*EXERCISE AIM:*
Please transcribe the listing below in full and word for word, without its pictures.

** Begin **

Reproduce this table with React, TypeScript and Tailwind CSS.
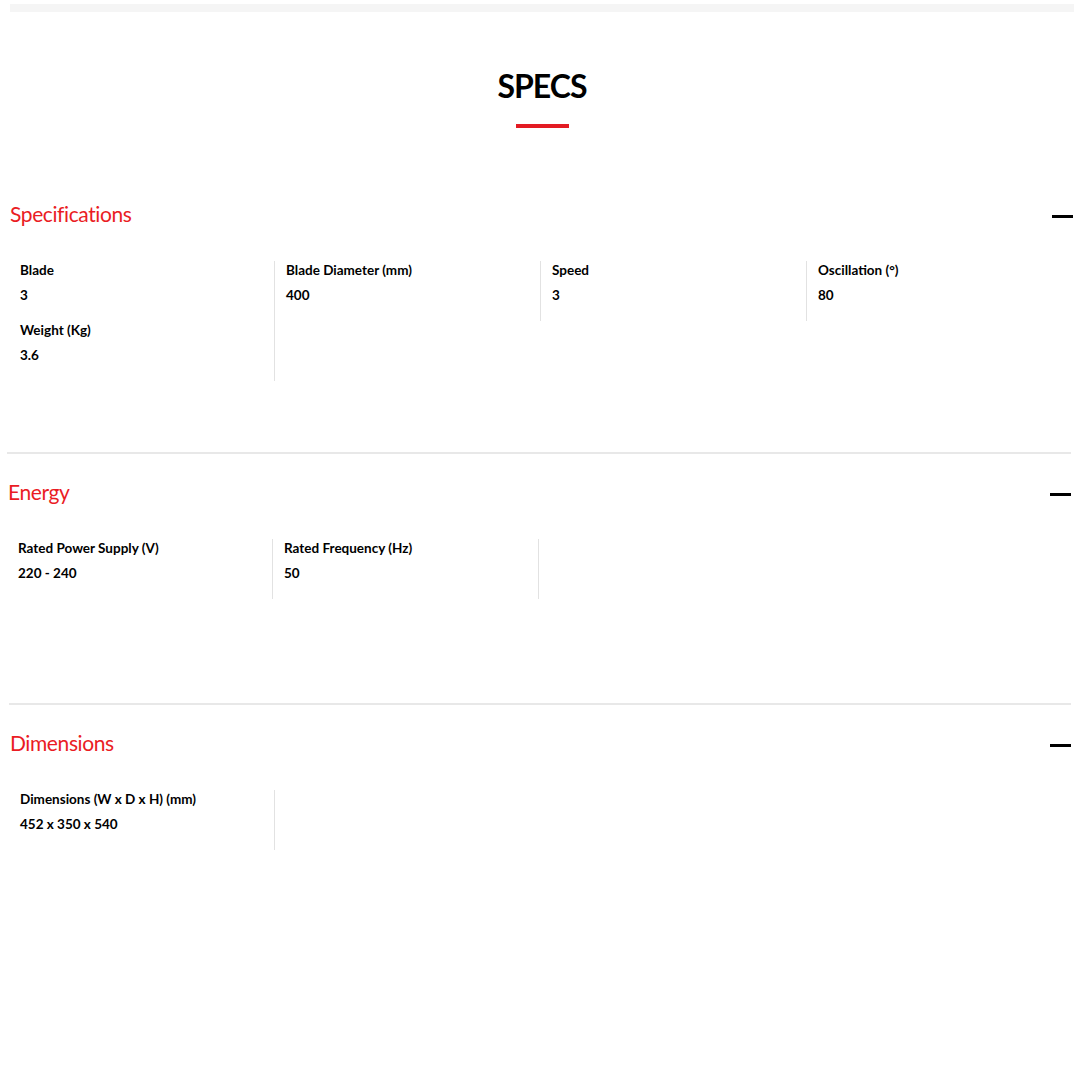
import React from "react";

type Item = { label: string; value: string };

const sections: {
  title: string;
  columns: Item[][];
  shift: string;
  bottom: string;
}[] = [
  {
    title: "Specifications",
    columns: [
      [
        { label: "Blade", value: "3" },
        { label: "Weight (Kg)", value: "3.6" },
      ],
      [{ label: "Blade Diameter (mm)", value: "400" }],
      [{ label: "Speed", value: "3" }],
      [{ label: "Oscillation (°)", value: "80" }],
    ],
    shift: "ml-[9px] mr-[7px]",
    bottom: "pb-[71px]",
  },
  {
    title: "Energy",
    columns: [
      [{ label: "Rated Power Supply (V)", value: "220 - 240" }],
      [{ label: "Rated Frequency (Hz)", value: "50" }],
    ],
    shift: "ml-[7px] mr-[9px]",
    bottom: "pb-[104px]",
  },
  {
    title: "Dimensions",
    columns: [[{ label: "Dimensions (W x D x H) (mm)", value: "452 x 350 x 540" }]],
    shift: "ml-[9px] mr-[9px]",
    bottom: "pb-[120px]",
  },
];

const Section = ({
  title,
  columns,
  shift,
  bottom,
  first,
}: {
  title: string;
  columns: Item[][];
  shift: string;
  bottom: string;
  first: boolean;
}) => {
  return (
    <div
      className={`${shift} ${
        first ? "" : "border-t-2 border-[#e8e8e8]"
      } ${bottom}`}
    >
      <div
        className={`flex items-center justify-between ${
          first ? "pt-[24px]" : "pt-[25px]"
        }`}
      >
        <h3 className="text-[21px] leading-[26px] text-[#ea1c24] tracking-[-0.4px] pl-px">
          {title}
        </h3>
        <div className="w-[21px] h-[3px] bg-black mt-[5px]" />
      </div>
      <div className="grid grid-cols-4 mt-[34px] items-start">
        {columns.map((col, i) => (
          <div
            key={i}
            className={`px-[11px] ${
              i < 3 ? "border-r border-[#e2e2e2]" : ""
            }`}
          >
            {col.map((item) => (
              <div key={item.label} className="pb-[17px]">
                <div className="h-[18px] leading-[18px] text-[13.5px] font-bold text-black">
                  {item.label}
                </div>
                <div className="h-[18px] leading-[18px] mt-[7px] text-[13.5px] font-bold text-black">
                  {item.value}
                </div>
              </div>
            ))}
          </div>
        ))}
      </div>
    </div>
  );
};

const App = () => {
  return (
    <div className="w-[1080px] min-h-[1080px] bg-white font-['Lato',sans-serif]">
      <div className="pt-[4px] ml-[10px] w-[1064px]">
        <div className="h-[8px] bg-[#f5f5f5]" />
      </div>
      <div className="flex flex-col items-center pt-[54px]">
        <h2 className="text-[32px] leading-[40px] font-bold text-black tracking-[-1px] pl-[4px]">
          SPECS
        </h2>
        <div className="w-[53px] h-[4px] bg-[#e31b23] mt-[18px] ml-[4px]" />
      </div>
      <div className="mt-[49px]">
        {sections.map((s, i) => (
          <Section key={s.title} {...s} first={i === 0} />
        ))}
      </div>
    </div>
  );
};

export default App;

** End **

*COMPLETE ANSWER:*
Reproduce this table with React, TypeScript and Tailwind CSS.
import React from "react";

type Item = { label: string; value: string };

const sections: {
  title: string;
  columns: Item[][];
  shift: string;
  bottom: string;
}[] = [
  {
    title: "Specifications",
    columns: [
      [
        { label: "Blade", value: "3" },
        { label: "Weight (Kg)", value: "3.6" },
      ],
      [{ label: "Blade Diameter (mm)", value: "400" }],
      [{ label: "Speed", value: "3" }],
      [{ label: "Oscillation (°)", value: "80" }],
    ],
    shift: "ml-[9px] mr-[7px]",
    bottom: "pb-[71px]",
  },
  {
    title: "Energy",
    columns: [
      [{ label: "Rated Power Supply (V)", value: "220 - 240" }],
      [{ label: "Rated Frequency (Hz)", value: "50" }],
    ],
    shift: "ml-[7px] mr-[9px]",
    bottom: "pb-[104px]",
  },
  {
    title: "Dimensions",
    columns: [[{ label: "Dimensions (W x D x H) (mm)", value: "452 x 350 x 540" }]],
    shift: "ml-[9px] mr-[9px]",
    bottom: "pb-[120px]",
  },
];

const Section = ({
  title,
  columns,
  shift,
  bottom,
  first,
}: {
  title: string;
  columns: Item[][];
  shift: string;
  bottom: string;
  first: boolean;
}) => {
  return (
    <div
      className={`${shift} ${
        first ? "" : "border-t-2 border-[#e8e8e8]"
      } ${bottom}`}
    >
      <div
        className={`flex items-center justify-between ${
          first ? "pt-[24px]" : "pt-[25px]"
        }`}
      >
        <h3 className="text-[21px] leading-[26px] text-[#ea1c24] tracking-[-0.4px] pl-px">
          {title}
        </h3>
        <div className="w-[21px] h-[3px] bg-black mt-[5px]" />
      </div>
      <div className="grid grid-cols-4 mt-[34px] items-start">
        {columns.map((col, i) => (
          <div
            key={i}
            className={`px-[11px] ${
              i < 3 ? "border-r border-[#e2e2e2]" : ""
            }`}
          >
            {col.map((item) => (
              <div key={item.label} className="pb-[17px]">
                <div className="h-[18px] leading-[18px] text-[13.5px] font-bold text-black">
                  {item.label}
                </div>
                <div className="h-[18px] leading-[18px] mt-[7px] text-[13.5px] font-bold text-black">
                  {item.value}
                </div>
              </div>
            ))}
          </div>
        ))}
      </div>
    </div>
  );
};

const App = () => {
  return (
    <div className="w-[1080px] min-h-[1080px] bg-white font-['Lato',sans-serif]">
      <div className="pt-[4px] ml-[10px] w-[1064px]">
        <div className="h-[8px] bg-[#f5f5f5]" />
      </div>
      <div className="flex flex-col items-center pt-[54px]">
        <h2 className="text-[32px] leading-[40px] font-bold text-black tracking-[-1px] pl-[4px]">
          SPECS
        </h2>
        <div className="w-[53px] h-[4px] bg-[#e31b23] mt-[18px] ml-[4px]" />
      </div>
      <div className="mt-[49px]">
        {sections.map((s, i) => (
          <Section key={s.title} {...s} first={i === 0} />
        ))}
      </div>
    </div>
  );
};

export default App;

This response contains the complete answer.